WILSON SOGLO & 3 OTHERS vs NATIONAL DEMOCRATIC CONGRESS.
  • IN THE SUPERIOR COURT OF JUDICATURE
    IN THE HIGH COURT
    HO - A.D 2018
WILSON SOGLO AND 3 OTHERS - (Plaintiffs) NATIONAL DEMOCRATIC CONGRESS
NATIONAL DEMOCRATIC CONGRESS - (Defendant)

DATE:  22 ND JUNE 2018
SUIT NO:  E12 /55/ 2018
JUDGES:  ERIC BAAH JUSTICE OF THE HIGH COURT
LAWYERS: 
RULING

 

Order 25(1), C.I. 47 permits the court to grant an injunction by an interlocutory order in all cases where same is considered just or convenient.

 

Order 25 r (7) permits an application to be made ex parte in situations of urgency. An applicant who comes ex parte must first prove to the court that there was urgency about his or her case.

 

In Barclays Bank of Ghana Ltd v Ghana Cable Co Ltd [1998-1999] SCGLR 1 at p. 7, it was held per

Acquah JSC (as he then was):

"Now, on the basis of this well-settled principle, ex parte applications and orders for injunctions are undoubtedly anomalies in our administration of justice. And had the Rules of Court not permitted such applications and order to be made, they would have been nullities.

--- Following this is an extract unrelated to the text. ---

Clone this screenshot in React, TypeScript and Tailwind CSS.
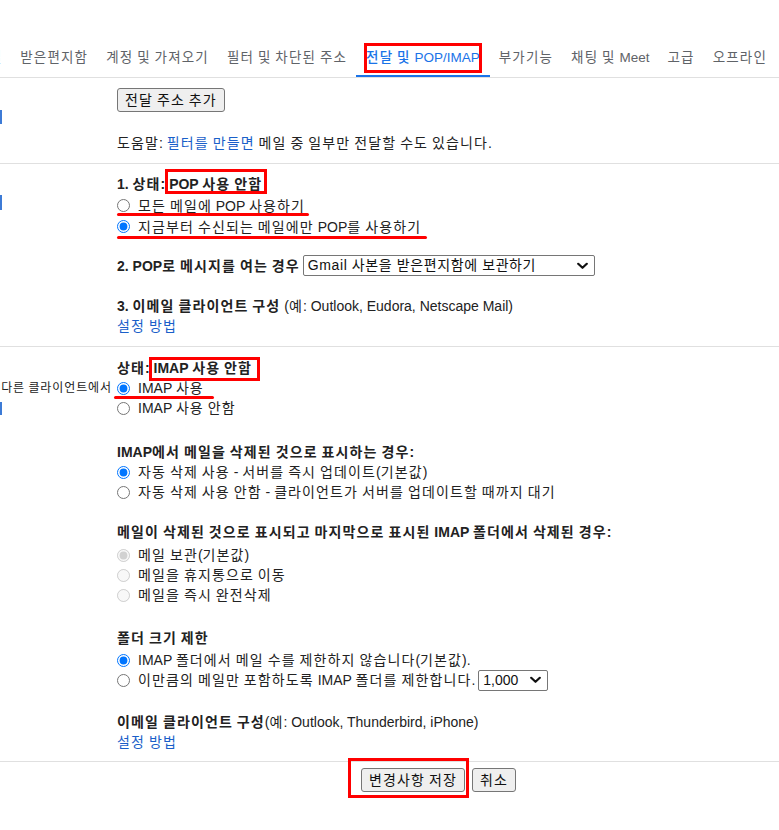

Thus to prevent the misuse of ex parte applications for injunctions, the practice, as sanctioned by case law, is that such applications are to be resorted to only in cases of extreme emergency, where the interest of justice requires that the court should intervene immediately without notice to the party affected.

Thus implies that the urgent situation must be such that it would be improper or even imprudent to give notice of the application to the other party. And if a court is satisfied that the situation is urgent enough to require its intervention, the ex parte order that the very limited time of about seven days"

 

Other cases speaking to the same issue are Ansah v Ansah [1977] 2 AIIER 638 at 642 and The Trustees of the Savour Church of Ghana v Essien & Anor [1984-86] 1 GLR 265. Order 25 stipulates a ten day life span for interlocutory injunction orders made ex parte.

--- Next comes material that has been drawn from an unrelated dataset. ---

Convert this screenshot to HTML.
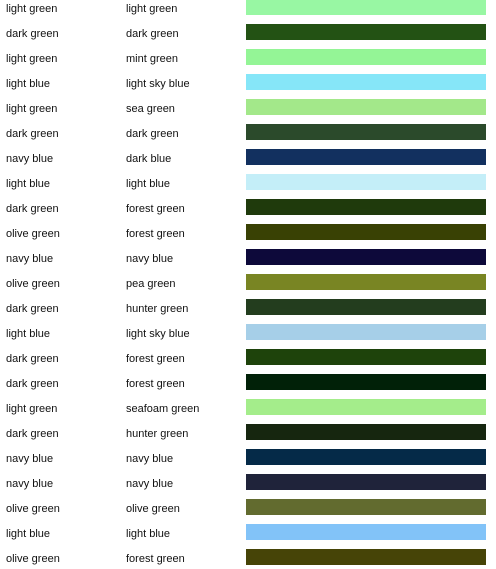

When I perused the applicants motion and the annexures, the following came out:

a)    The applicants were vetted on 25 May 2018.

b)    When they were disqualified, they petitioned the defendant party on 29 may 2018.

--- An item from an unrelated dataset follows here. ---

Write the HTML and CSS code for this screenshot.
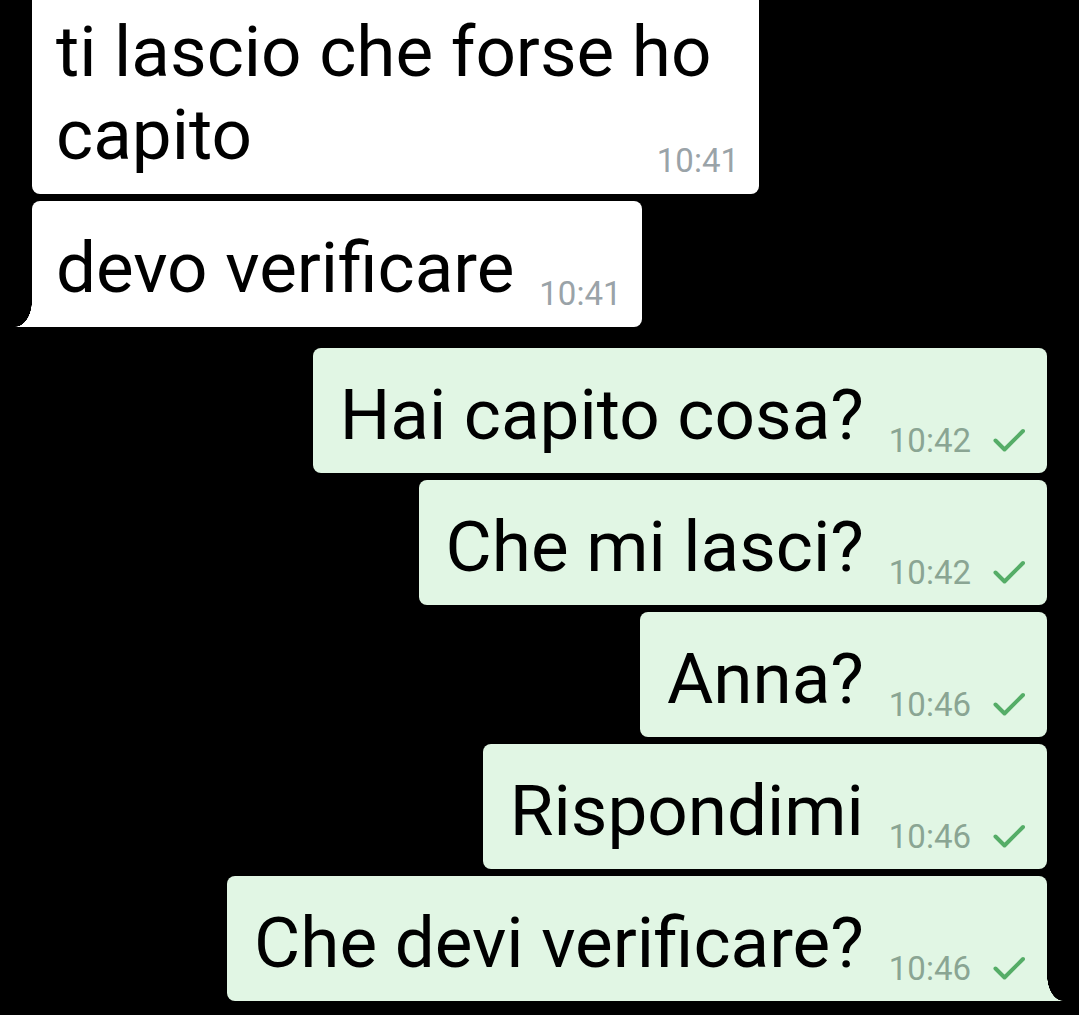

c)    Even though they claim that their petition has not been addressed, they waited from 25 May or 29 May 2018, to 21 June 2018 to issue the writ of summons.

d)    This application for interlocutory injunction was also filed on 21 June, 2018.

e)    Meanwhile, the congress they want to injunct is fixed for 23 June 2018.

 

The applicants know or ought to know that by this hour, all preparations for the congress have been completed. Delegates may have began to arrive. Accommodation would have been booked. Food drinks and conference facilities would have been arranged. For a suit; and worse still, an order of interlocutory injunction to pop up upon the delegates will be a surprise of a lifetime.

 

The damage that will result from such an order will be incaculable. The applicants have not even filed an undertaken to pay the damages that will result, should the application be granted and their suit fail. Even though the congress is to be held tomorrow, the urgency was imposed by the applicants on themselves when they failed to act timeously for close to a month, when they had the window to act.

 

One cannot complain about a self-inflicted pain. The applicants pray the court to exercise its equitable jurisdiction. But delay defeats equity.

In Martey v Appeadu (No2) [1992-93] GBR 299, the Court of Appeal held in holding (1):

"Delay was a good ground for a court to refuse to grant an application for interlocutory injunction..."

 

See also Chief Tsokosi v Alhaji Abbas (1972] 1 GLR 257. In Smith v Clay [1967] 3 Bro. C.C. 639n; 646n; 29 E.R. 742, 744, Lord Candem L.C. held:

"A court of equity... has always refused its aid to stale demands, where the party has slept upon his right and acquiesced for a great length of time.

Nothing can call forth this court into activity, but conscience, good faith and reasonable diligence; where these are wanting, the court is passive and does nothing.

 

The applicants slept on their rights. They were passive. They acquiesced and did not exercise reasonable diligence. In the circumstances, there is no justification for the grant of their application. It will be both not just and fair to grant it. I dutifully dismiss the application for lack of merit.